Ла Моль вышел из камеры и очутился лицом к лицу с Коконнасом, ходившим взад и вперед широкими шагами по середине своей камеры.
Они бросились друг к Другу в объятия.
Тюремщик сделал вид, что утирает набежавшую слезу, и вышел сторожить, чтобы кто-нибудь не застал узников вместе, или, вернее, чтобы не застали на месте преступления его самого.
– А-а! Вот и ты! – сказал Коконнас. – Этот мерзкий комендант заходил к тебе?
– Как и к тебе, я думаю.
– И отобрал у тебя все?
– Как и у тебя.
– Ну, у меня-то было немного – перстень Анриетты, вот и все.
– А наличные деньги?
– Все, что у меня было, я отдал этому доброму малому – нашему тюремщику, чтобы он устроил нам свидание.
– Ах, вот как! – сказал Ла Моль. – Сдается мне, что он брал обеими руками.
– Стало быть, ты тоже ему заплатил?
– Я дал ему сто экю.
– Как хорошо, что наш тюремщик негодяй!
– Еще бы! За деньги с ним можно будет делать все что угодно, а надо надеяться, в деньгах у нас недостатка не будет.
– Теперь скажи: ты понимаешь, что с нами произошло?
– Прекрасно понимаю... Нас предали.
– И предал этот гнусный герцог Алансонский. Я был прав, когда хотел свернуть ему шею.
– Так ты полагаешь, что дело наше серьезное?
– Боюсь, что да.
– Так что можно опасаться... пытки?
– Не скрою от тебя, что я уже думал об этом.
– Что ты будешь говорить, если дойдет до этого?
– А ты?
– Я буду молчать, – заливаясь лихорадочным румянцем, ответил Ла Моль.
– Ты ничего не скажешь?
– Да, если хватит сил.
– Ну, а я, ручаюсь тебе: если со мной учинят такую подлость, я много чего наговорю! – сказал Коконнас.
– Но чего именно? – живо спросил Ла Моль.
– О, будь покоен, я наговорю такого, что господин д'Алансен на некоторое время лишится сна.

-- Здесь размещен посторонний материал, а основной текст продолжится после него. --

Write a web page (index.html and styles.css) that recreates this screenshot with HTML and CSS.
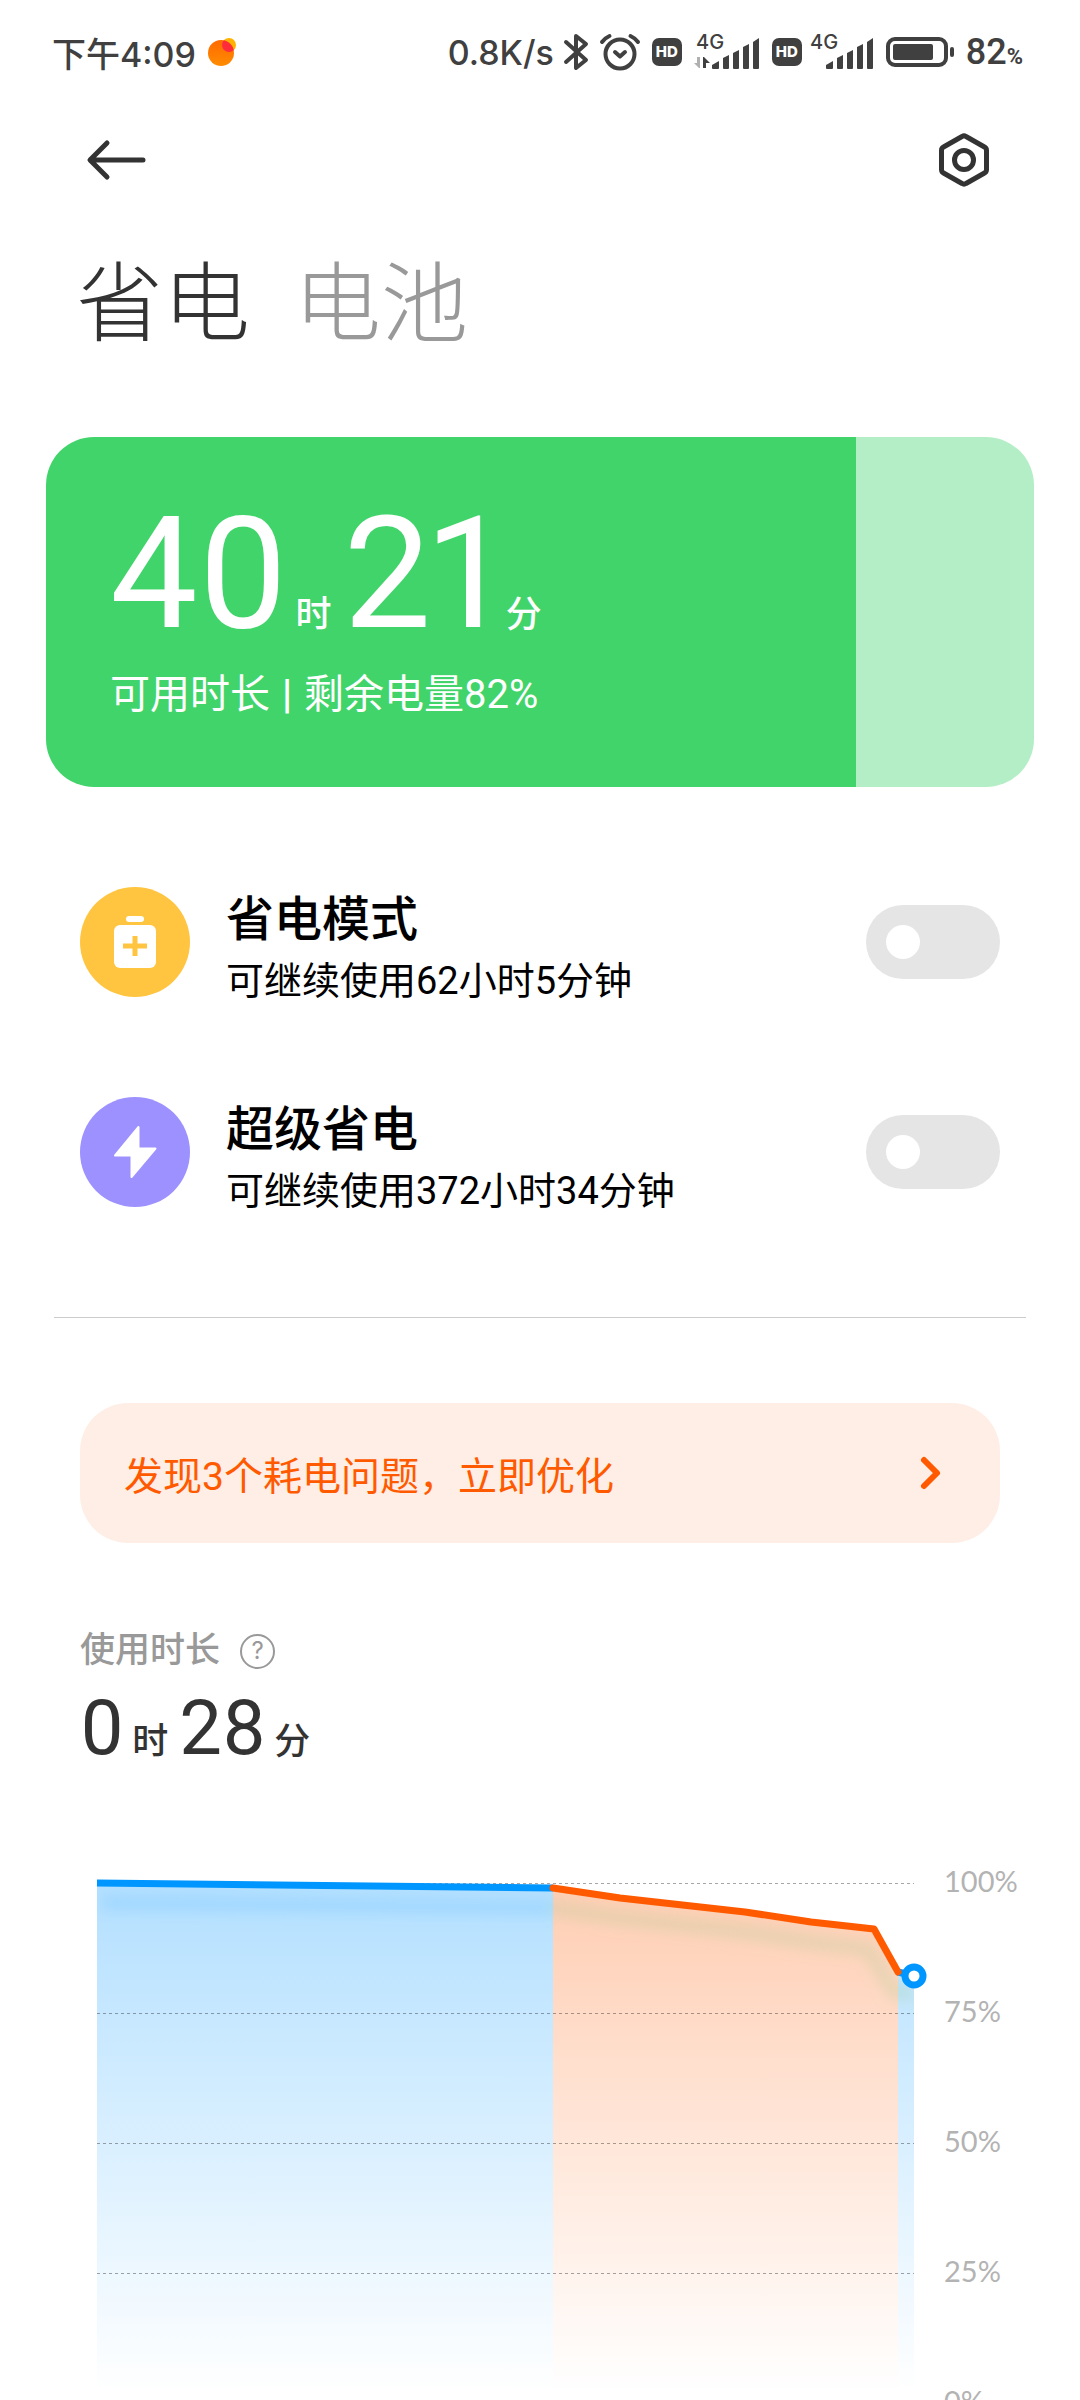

Ла Моль хотел ответить, но в это время тюремщик, без сомнения услышавший какой-то шум, втолкнул друзей в их камеры и запер за ними двери.
Уже восемь дней Карл был пригвожден к постели лихорадочной слабостью, перемежавшейся сильными припадками, похожими на падучую болезнь. Иногда во время таких припадков он испускал дикие крики, которые с ужасом слушали телохранители, стоявшие на страже в передней, и которые гулким эхом разносились по древнему Лувру, уже встревоженному зловещими слухами. Когда припадки проходили, Карл, сломленный усталостью, с потухшими глазами, падал на руки кормилицы, храня молчание, в котором чувствовалось одновременно и презрение, и ужас.
Рассказывать о том, как мать и сын, не поверяя друг другу своих чувств, не только не встречались, но даже избегали Друг друга; рассказывать о том, как Екатерина Медичи и герцог Алансонский вынашивали в уме зловещие замыслы, – это все равно что пытаться изобразить тот омерзительный клубок, который шевелится в гнезде гадюки.